How Big Is The Profits Gap?

It's now an open secret that US companies were not as profitable as they were imagined to be during the boom years. The big question is just how big was the difference, it is this problem more than any other that is currently besetting the equity markets. Morgan Stanley's chief US equity strategist Steve Galbraith has been doing his sums and has calculated that the S&P 500 companies had operating earnings of 4.1% of GDP on average between 1996-2001. The normalized valuation of the S&P companies could be around 17 times earnings, which would put the index's market capitalization at 70% of GDP and the index's value, at 800. But as Andy Xie points out:

Recent information, however, casts serious doubt on the reliability of corporate earnings in the late 1990s. The reported operating earnings of S&P 500 companies were only 2.6% of GDP between 1990-95. The rising share of foreign earnings explained only 0.8% of the increase in the earnings-to-GDP ratio. Was the earnings rise as a share of GDP in late 1990s mainly an accounting phenomenon? Should the earnings picture of the early 1990s be the standard?

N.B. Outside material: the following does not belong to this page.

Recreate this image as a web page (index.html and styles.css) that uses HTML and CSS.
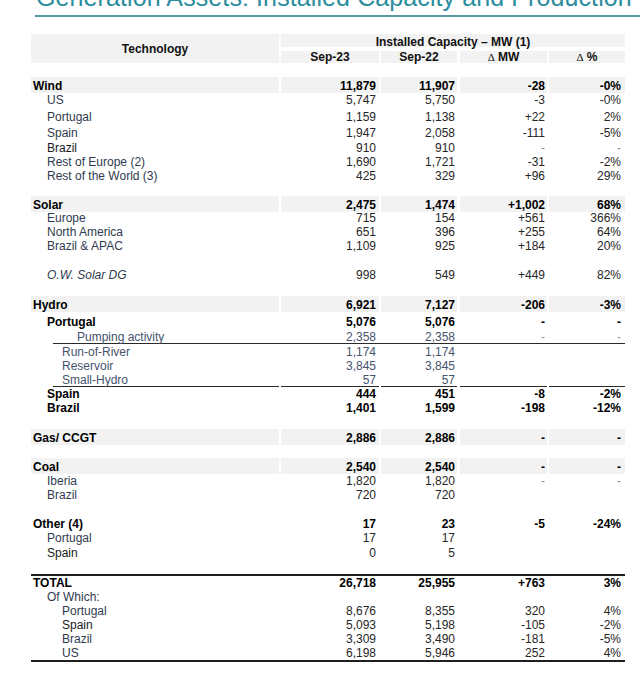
FILE: index.html
```html
<!DOCTYPE html>
<html lang="en">
<head>
<meta charset="utf-8">
<title>Generation Assets: Installed Capacity and Production</title>
<link rel="stylesheet" href="styles.css">
</head>
<body>
<h1 class="title">Generation Assets: Installed Capacity and Production</h1>
<div class="table">
  <div class="head">
    <div class="h-tech">Technology</div>
    <div class="h-cap">Installed Capacity – MW (1)</div>
    <div class="h-col">Sep-23</div>
    <div class="h-col">Sep-22</div>
    <div class="h-col"><span class="delta">Δ</span> MW</div>
    <div class="h-col"><span class="delta">Δ</span> %</div>
  </div>

  <div class="row band section"><div>Wind</div><div>11,879</div><div>11,907</div><div>-28</div><div>-0%</div></div>
  <div class="row"><div class="l1">US</div><div>5,747</div><div>5,750</div><div>-3</div><div>-0%</div></div>
  <div class="row gap-3"><div class="l1">Portugal</div><div>1,159</div><div>1,138</div><div>+22</div><div>2%</div></div>
  <div class="row gap-2"><div class="l1">Spain</div><div>1,947</div><div>2,058</div><div>-111</div><div>-5%</div></div>
  <div class="row gap-1"><div class="l1 dark">Brazil</div><div>910</div><div>910</div><div class="dim">-</div><div class="dim">-</div></div>
  <div class="row"><div class="l1">Rest of Europe (2)</div><div>1,690</div><div>1,721</div><div>-31</div><div>-2%</div></div>
  <div class="row"><div class="l1">Rest of the World (3)</div><div>425</div><div>329</div><div>+96</div><div>29%</div></div>

  <div class="row band section-sm"><div>Solar</div><div>2,475</div><div>1,474</div><div>+1,002</div><div>68%</div></div>
  <div class="row tuck"><div class="l1">Europe</div><div>715</div><div>154</div><div>+561</div><div>366%</div></div>
  <div class="row"><div class="l1">North America</div><div>651</div><div>396</div><div>+255</div><div>64%</div></div>
  <div class="row"><div class="l1">Brazil &amp; APAC</div><div>1,109</div><div>925</div><div>+184</div><div>20%</div></div>
  <div class="row section-lg"><div class="l1 italic">O.W. Solar DG</div><div>998</div><div>549</div><div>+449</div><div>82%</div></div>

  <div class="row band section"><div>Hydro</div><div>6,921</div><div>7,127</div><div>-206</div><div>-3%</div></div>
  <div class="row strong gap-3"><div class="l1">Portugal</div><div>5,076</div><div>5,076</div><div>-</div><div>-</div></div>
  <div class="row slate rule-soft gap-1"><div class="l3">Pumping activity</div><div>2,358</div><div>2,358</div><div class="dim">-</div><div class="dim">-</div></div>
  <div class="row slate gap-1"><div class="l2">Run-of-River</div><div>1,174</div><div>1,174</div><div></div><div></div></div>
  <div class="row slate"><div class="l2">Reservoir</div><div>3,845</div><div>3,845</div><div></div><div></div></div>
  <div class="row slate rule-seg"><div class="l2">Small-Hydro</div><div>57</div><div>57</div><div></div><div></div></div>
  <div class="row strong"><div class="l1">Spain</div><div>444</div><div>451</div><div>-8</div><div>-2%</div></div>
  <div class="row strong"><div class="l1">Brazil</div><div>1,401</div><div>1,599</div><div>-198</div><div>-12%</div></div>

  <div class="row band section"><div>Gas/ CCGT</div><div>2,886</div><div>2,886</div><div>-</div><div>-</div></div>

  <div class="row band section-sm"><div>Coal</div><div>2,540</div><div>2,540</div><div>-</div><div>-</div></div>
  <div class="row"><div class="l1">Iberia</div><div>1,820</div><div>1,820</div><div class="dim">-</div><div class="dim">-</div></div>
  <div class="row"><div class="l1">Brazil</div><div>720</div><div>720</div><div></div><div></div></div>

  <div class="row strong section-lg"><div class="l0">Other (4)</div><div>17</div><div>23</div><div>-5</div><div>-24%</div></div>
  <div class="row"><div class="l1">Portugal</div><div>17</div><div>17</div><div></div><div></div></div>
  <div class="row gap-1"><div class="l1 dark">Spain</div><div>0</div><div>5</div><div></div><div></div></div>

  <div class="row strong total section"><div class="l0">TOTAL</div><div>26,718</div><div>25,955</div><div>+763</div><div>3%</div></div>
  <div class="row"><div class="l1">Of Which:</div><div></div><div></div><div></div><div></div></div>
  <div class="row"><div class="l2">Portugal</div><div>8,676</div><div>8,355</div><div>320</div><div>4%</div></div>
  <div class="row"><div class="l2 dark">Spain</div><div>5,093</div><div>5,198</div><div>-105</div><div>-2%</div></div>
  <div class="row"><div class="l2">Brazil</div><div>3,309</div><div>3,490</div><div>-181</div><div>-5%</div></div>
  <div class="row last"><div class="l2">US</div><div>6,198</div><div>5,946</div><div>252</div><div>4%</div></div>
</div>
</body>
</html>
```
FILE: styles.css
```css
* { box-sizing: border-box; }

body {
  margin: 0;
  background: #ffffff;
  font-family: "Liberation Sans", Arial, sans-serif;
  color: #262626;
  overflow: hidden;
}

.title {
  margin: -15px 0 0 35px;
  padding: 0 0 5px 1px;
  height: 32px;
  font-size: 25px;
  line-height: 25px;
  font-weight: normal;
  color: #2b8d9e;
  border-bottom: 2px solid #5a98a4;
  white-space: nowrap;
  letter-spacing: 0.1px;
}

.table {
  margin: 17px 0 0 31px;
  width: 594px;
}

.head {
  display: grid;
  grid-template-columns: 248px 98px 76px 88px 76px;
  grid-template-rows: 13px 12px;
  column-gap: 2px;
  row-gap: 4px;
  font-size: 12px;
  font-weight: bold;
  color: #111;
}

.head > div { background: #f2f2f2; }

.h-tech {
  grid-row: 1 / 3;
  display: flex;
  align-items: center;
  justify-content: center;
}

.h-cap {
  grid-column: 2 / 6;
  text-align: center;
  line-height: 17px;
}

.h-col {
  text-align: center;
  line-height: 13px;
}

.h-col:nth-child(5) { margin-left: 1px; }

.delta {
  font-family: "Liberation Serif", serif;
  font-weight: normal;
  font-size: 11px;
}

.row {
  display: grid;
  grid-template-columns: 248px 98px 76px 88px 76px;
  column-gap: 2px;
  height: 14px;
  line-height: 14px;
  font-size: 12px;
  white-space: nowrap;
}

.row > div { text-align: right; }
.row > div:first-child { text-align: left; padding-left: 2px; color: #2f3a4f; }
.row > div:nth-child(2) { padding-right: 3px; }
.row > div:nth-child(3) { padding-right: 2px; }
.row > div:nth-child(4) { margin-left: 1px; padding-right: 2px; }
.row > div:nth-child(5) { padding-right: 4px; }

.row > div.l0 { padding-left: 2px; }
.row > div.l1 { padding-left: 16px; }
.row > div.l2 { padding-left: 31px; }
.row > div.l3 { padding-left: 46px; }
.row > div.dark { color: #1a1a1a; }
.row > div.italic { font-style: italic; }

.row > div.dim { color: #8c8c8c; }

.band {
  height: 16px;
  font-weight: bold;
}
.band > div {
  background: #f2f2f2;
  padding-top: 2px;
  color: #000;
}
.row.band > div:first-child { color: #000; }

.strong { font-weight: bold; }
.strong > div,
.row.strong > div:first-child { color: #000; }

.slate > div,
.row.slate > div:first-child { color: #46536d; }
.row.slate > div.dim { color: #9a9a9a; }

.section { margin-top: 14px; }
.section-sm { margin-top: 13px; }
.section-lg { margin-top: 15px; }
.gap-1 { margin-top: 1px; }
.gap-2 { margin-top: 2px; }
.gap-3 { margin-top: 3px; }
.tuck { margin-top: -1px; }

.rule-soft {
  background: linear-gradient(#2a2a2a, #2a2a2a) right bottom / calc(100% - 22px) 1px no-repeat;
}

.rule-seg > div {
  background: linear-gradient(#2a2a2a, #2a2a2a) right bottom / 100% 1px no-repeat;
}
.rule-seg > div:first-child {
  background-size: calc(100% - 22px) 1px;
}

.total {
  height: 16px;
  border-top: 2px solid #1e1e1e;
}

.last {
  height: 16px;
  border-bottom: 2px solid #1e1e1e;
}
```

The answer to this question may determine how low S&P 500 can go. If sustainable corporate earnings are 3.2% rather than 4.1% of GDP, the S&P 500 index could fall to 625 at 17 times earnings. If bear market sentiment depresses valuation to 14 times earnings -- not uncommon in previous bear markets -- the S&P 500 could fall to 515, or 39% below last Friday's close. That would put the index's market capitalization at 45% of GDP, similar to the level of the early 1990s.
Source: Morgan Stanley Global Economic Forum
LINK



Or put another way there is still plenty of room to go down some. Not only this. If it is true that corporate earnings were nearer say 3.2% of GDP, then a big balance sheet adjustment is underway, and this itself is likely to have its own consequences on equity values and capital expenditure. Which all means that we may be nearer a double dip than most like to admit, not to mention the inevitable knock-on effects on the productivity numbers from all this downward adjusting.